Grande-Bretagne : intoxication sécuritaire09/12/20152015Journal/medias/journalnumero/images/2015/12/2471.jpg.445x577_q85_box-0%2C104%2C1383%2C1896_crop_detail.jpg

Dans le monde

Grande-Bretagne : intoxication sécuritaire

Le Premier ministre conservateur Cameron a eu le feu vert du Parlement pour étendre les bombardements britanniques à la Syrie. Mais, malgré la campagne hystérique déclenchée dans les médias au lendemain des attentats de Paris, ce feu vert n’aura pas été aussi massif qu’il l’espérait.

Sans doute a-t-il obtenu 397 voix pour l’extension. Mais 223 députés ont quand même voté contre et 14 se sont abstenus, dont 14 défections dans son propre parti. On est donc très loin des 524 votes que Cameron avait obtenus pour aller bombarder l’Irak.

En fait Cameron n’aura finalement pas réussi à rallier autant de députés de l’opposition travailliste qu’il aurait souhaité. Tout juste 30 % d’entre eux auront voté avec le gouvernement.

Le fait est notable car la quasi-totalité des députés travaillistes avaient voté pour les bombardements en Irak en août 2014 mais aussi, en remontant plus loin, pour l’occupation de ce pays. Mais il faut croire que l’hostilité d’une grande partie de l’opinion populaire aux bombardements – et les manifestations devant leurs permanences locales – aura retenu les élans guerriers de ces députés.
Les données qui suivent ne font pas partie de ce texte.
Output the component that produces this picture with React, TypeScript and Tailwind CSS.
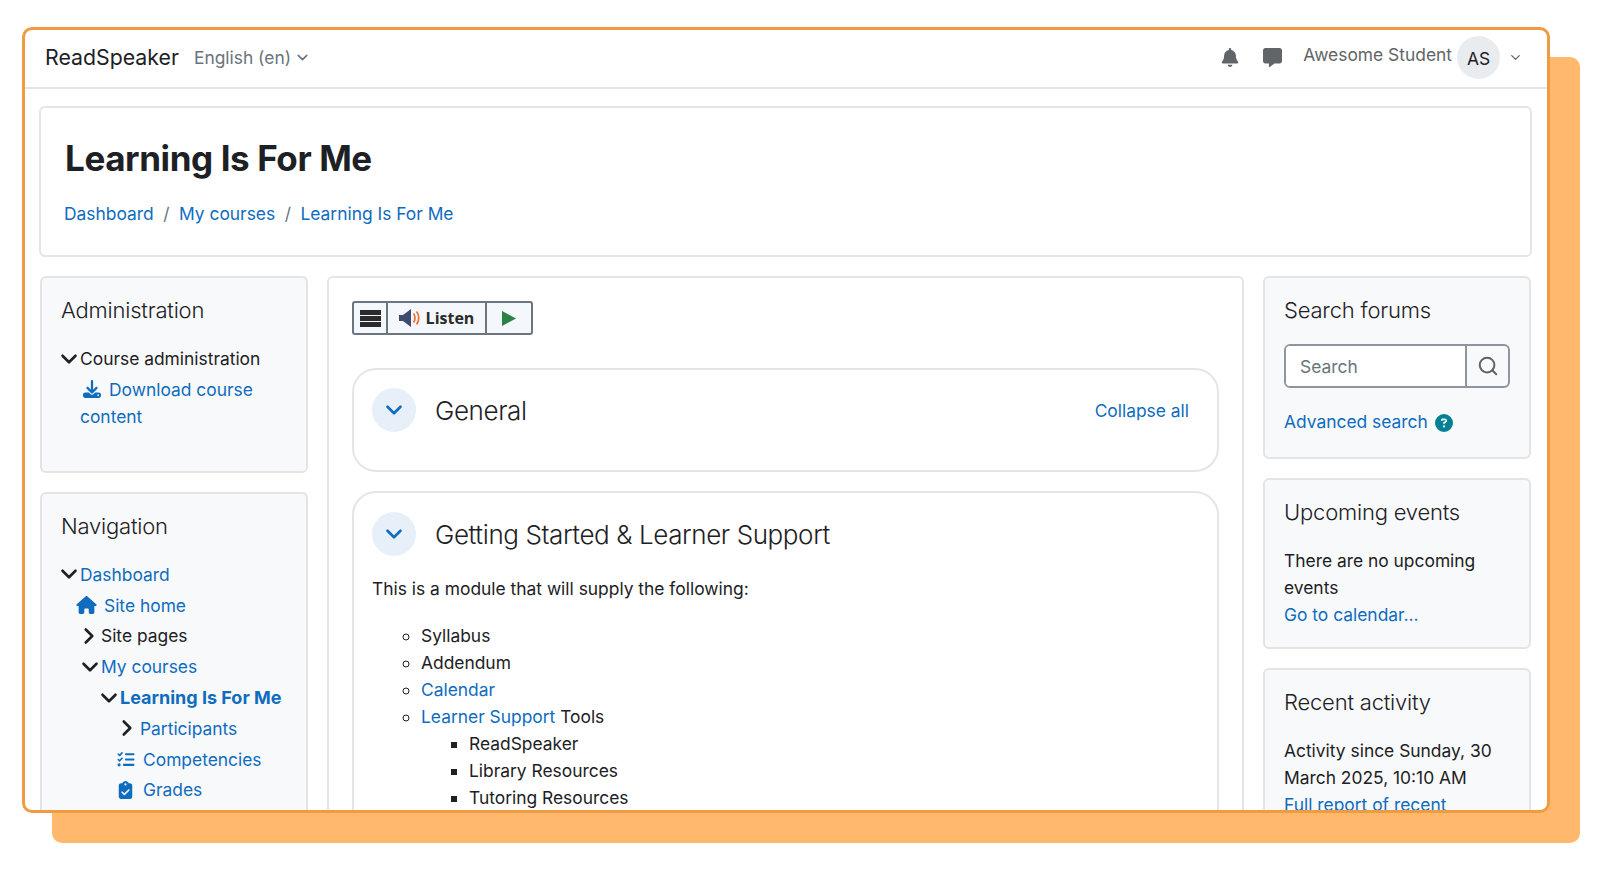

Cette hostilité populaire était déjà tangible depuis que le gouvernement avait annoncé une rallonge de plusieurs dizaines de milliards des dépenses militaires – officiellement pour garantir la « sécurité nationale face au terrorisme ». Mais il n’avait échappé à personne que ces sommes colossales devaient servir à financer un nouveau système de missiles nucléaires et des bombardiers – de quoi garantir la sécurité des dividendes des actionnaires des trusts de l’armement, mais pas autre chose ! Et beaucoup s’étaient indignés de ce que, dans le même temps, Cameron ose continuer à tailler brutalement dans les budgets sociaux sous prétexte de réduire son déficit.

Du coup, le gouvernement et les médias joignent leurs efforts pour tenter de créer un climat d’insécurité susceptible de renverser l’opinion, en montant en épingle le moindre fait divers. Ce que les autorités appellent désormais l’« attentat terroriste de Leytonstone » est un exemple typique de cette intoxication.
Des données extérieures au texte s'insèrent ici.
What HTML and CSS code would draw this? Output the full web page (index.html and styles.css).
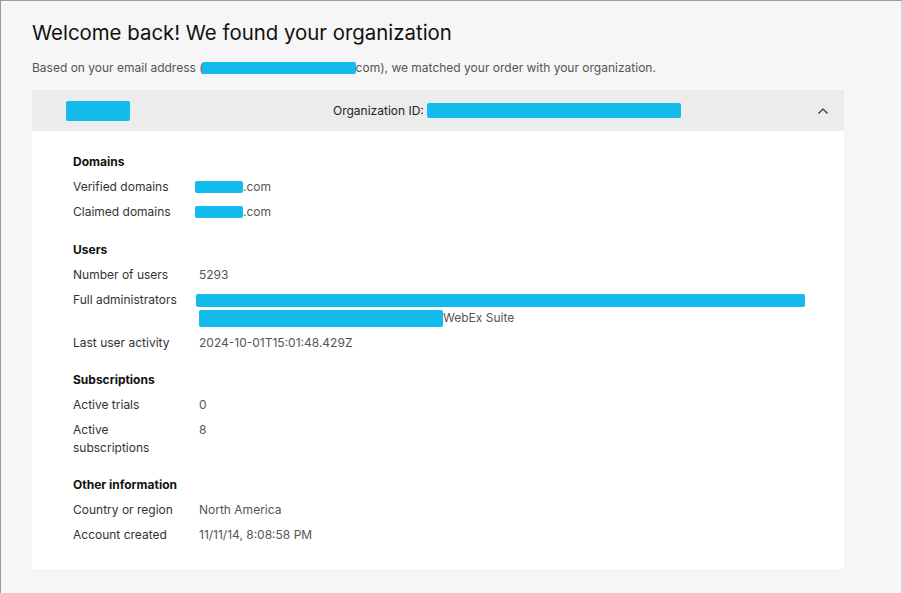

Le 5 décembre, un jeune homme d’origine somalienne faisait irruption en gesticulant furieusement dans le hall de cette station de métro de l’est londonien. Il sortait un couteau et, prononçant des cris indistincts parmi lesquels certains crurent entendre le mot « Syrie », s’attaquait à trois personnes sous le nez de policiers. Aussitôt les autorités parlèrent d’« attentat terroriste » – qualification prétendument confirmée par la découverte de « vidéos djihadistes » sur son téléphone portable.

Après cela, les déclarations officielles sur le danger terroriste sont passées en boucle à la télévision. Et le lendemain, la quasi-totalité de la presse paraissait avec des manchettes sur le « djihadiste de Leytonstone » tout en spéculant sur ses liens avec Daech.

Il y a néanmoins une information que les plumitifs au service du pouvoir se sont bien gardés de diffuser, bien qu’elle ait été donnée dès le début de cette affaire par la chaîne de télévision publique Channel 4 : ce jeune homme avait été soigné depuis 2007 pour des crises de paranoïa, mais n’était plus suivi depuis plusieurs mois parce que les services sanitaires de sa municipalité manquaient de personnel.

Mais qu’importe. Pour l’instant, le « terroriste » de Leytonstone sert bien la campagne d’intoxication du gouvernement. Et puis, la dernière chose que Cameron souhaite, c’est que soient mises en lumière les conséquences de sa politique criminelle, y compris en Grande-Bretagne.